Prashad insiste que o mundo precisa de um novo marco para pensar sobre o desenvolvimento, um onde as nações do Sul Global não estejam se afundando em um poço sem fundo de dívidas, mas possam usar seus recursos para fortalecer a soberania nacional e avançar o progresso humano. Nesse sentido, ele propôs sete pontos para um plano de desenvolvimento soberano.
Esses pontos incluem:
1. Proibição da exportação de matérias-primas não processadas, como a Indonésia fez com o níquel.
2. Proibição da prática de preços de transferência, as atividades de deslocamento de lucros de corporações multinacionais que lhes permitem se recusar a pagar impostos e a pagar royalties baixos.

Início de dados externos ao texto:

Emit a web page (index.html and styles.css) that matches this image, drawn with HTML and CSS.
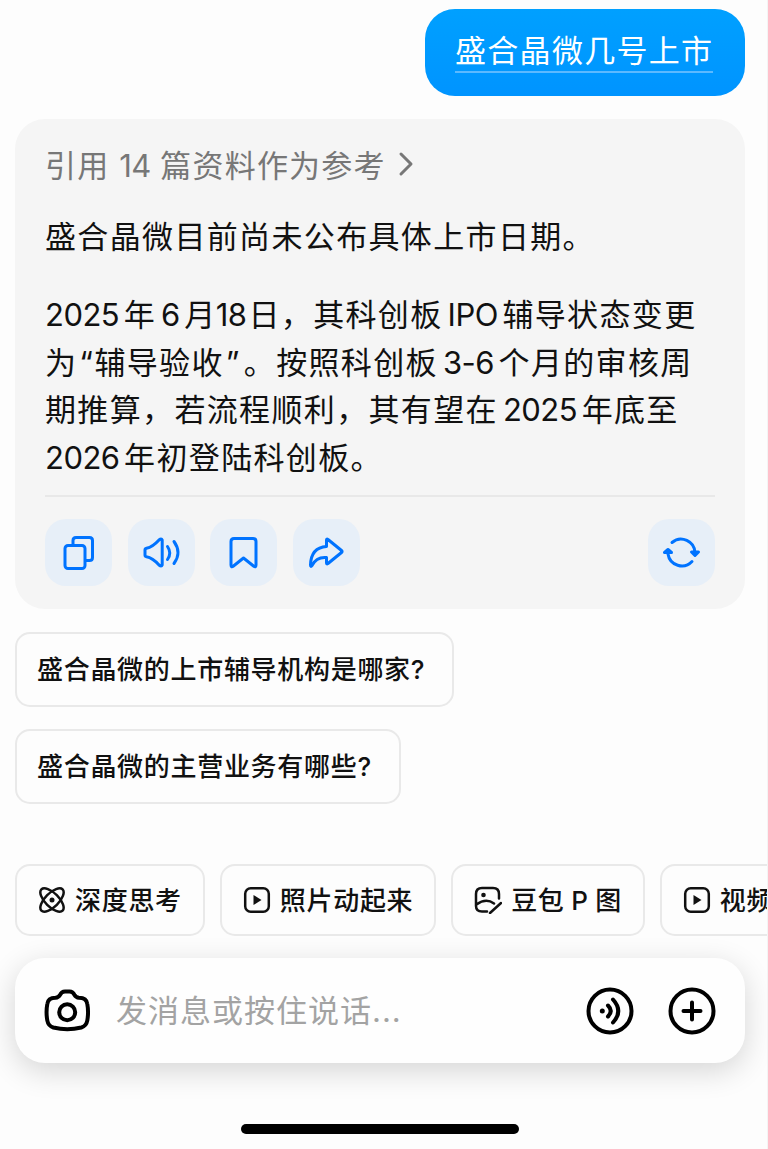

3. Adotar controles de capital rigorosos e apreender ativos mantidos em paraísos fiscais ilícitos.
4. Estabelecer tetos nas taxas de juros que credores comerciais e multilaterais cobram de países em desenvolvimento e regular as taxas de juros que bancos domésticos cobram para bens sociais, como empréstimos para habitação.
5. Implementar uma regulação rigorosa para fundos de pensão, de modo que as economias do povo não sejam usadas de forma irresponsável para especulação financeira e criar gradualmente fundos de pensão do setor público.
6. Criar um Banco de Remessas para converter renda destinada ao consumo em poupança para investimento e desenvolvimento de infraestrutura, como o México fez.
7. Criar condições para Investimento Estrangeiro Direto, como reinvestir lucros no país onde operam, contratar e treinar a força de trabalho local, transferir tecnologia, usar sua expertise para desenvolver a cadeia de valor dentro do país e construir infraestrutura.
8. As discussões nos próximos dias buscam expandir e aprofundar tal plano, em diálogo com líderes de movimentos, membros de governos progressistas e acadêmicos.
Prashad finalizou afirmando que “não podemos imaginar transformação social sem um programa que inclua uma compreensão materialista da transformação. Nós nos movemos. Mas nos movemos com clareza e confiança. Isso significa que precisamos estar claros sobre nosso presente e claros sobre o programa para o presente em direção ao futuro. E precisamos ter confiança nesse programa. Então, vamos em frente e construí-lo.”